Avoir pu profiter de Forde quelque temps avant l’exposition, m’as permis d’envisager plusieurs projets. Unique difficulté : se décider. 

 

-Est-ce une réponse aux qualités sonores du lieu ?
En quelque sorte, ce pourrait être l’inversion du principe de réverbération.
De par son sol et ses murs à la fois denses et lisses, Forde possède une forte réverbération ; une source ponctuelle remplira rapidement l’espace, et plutôt de manière chaotique. Une des possibilités était de peupler l’espace, à mon tour, de multiples sources ponctuelles. Prendre en otage l’espace, et rendre visible un écho.

 

-Est-ce que tu es capable d’anticiper/prévoir les effets ou comportements d’une installation ?
Il y généralement une part de surprise délicieuse lors de la première diffusion sonore, à la pause du mille cinquante-sixième haut-parleur, ou la tension du dernier fil de cuivre. Non pas une simple satisfaction d’avoir achevé une part importante du travail, mais un moment où la concrétisation dépasse systématiquement la projection. Bien que j’aie pu expérimenter, à plusieurs reprises, le rapport entre ma projection et la concrétisation, il n’y a aucune accoutumance à ce qui ne peut s’expérimenter en atelier.
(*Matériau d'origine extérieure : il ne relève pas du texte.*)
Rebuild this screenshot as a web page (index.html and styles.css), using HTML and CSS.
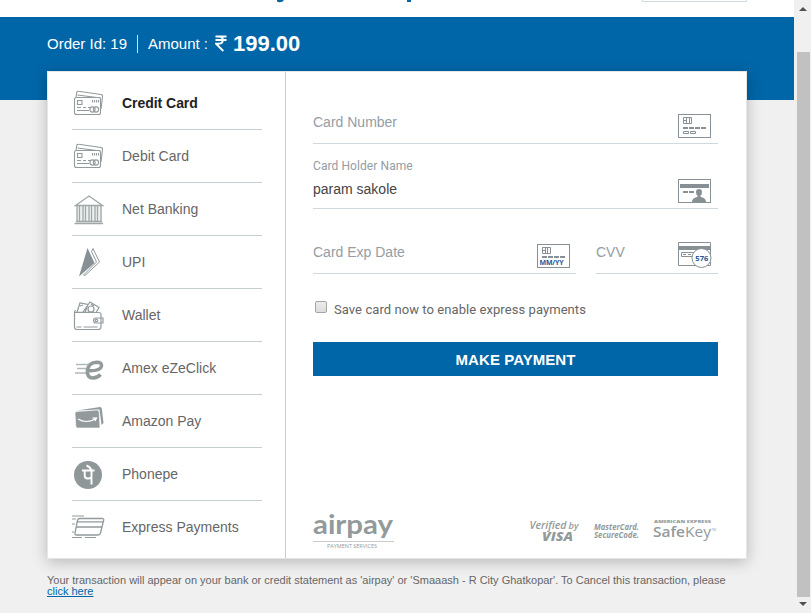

Il ne s’agit donc pas d’anticiper ni prévoir, mais plutôt sentir des effets possibles. 

 

-Te reconnais-tu plutôt dans la figure de l’inventeur ou dans celle du bricoleur ?
En mal d’inspiration, je déambule dans une quincaillerie, ou un « brico-loisirs »: porte toujours ses fruits.

 

-Tu étais très opposé à l’idée de pollution sonore. Quelle valeur esthétique ont pour toi les sons que tu utilises dans ta composition ?
Je n’ai pas encore précisément défini ma propre limite entre pollution et éléments sonores [dans un sens musical]. C’est pourquoi, il ne m’est pas envisageable de le faire pour les autres ; la limite bruit / son est absolument subjective et évolue constamment. Surtout, elle est fragile. La valeur d’une composition, dans un idéal, pourrait être l’instrument permettant de nous faire balancer entre ces deux perceptions.

 

-Tiens-tu compte de la valeur esthétique (scupturale) de tes installations lorsque tu les imagines ?
Cela n’a pas toujours été assumé (ou conscient), mais je crois que c’est maintenant résolu. 
En réalité, il est question d’un rapport simple entre le visuel et le sonore. Trouver un équilibre et travailler à ce que l’un serve l’autre, sans concurrence. C’est aussi une forte attention demandée au visiteur qui doit, par lui-même, fournir un effort pour établir cet équilibre. L’aspect visuel est en général plus accessible, mais prend peu de sens (selon moi) sans son lien au son.

 

-Ton installation est-elle conçue pour la diffusion ou la diffusion se surajoute-t-elle à la vie de l’installation ?
Surtout pas l’un, ni l’autre ; exactement entre les deux (bien que ce point-là ne se définisse que par un certain balancement).

 

Propos recueillis par Marie-Avril Berthet et Julien Fronsacq.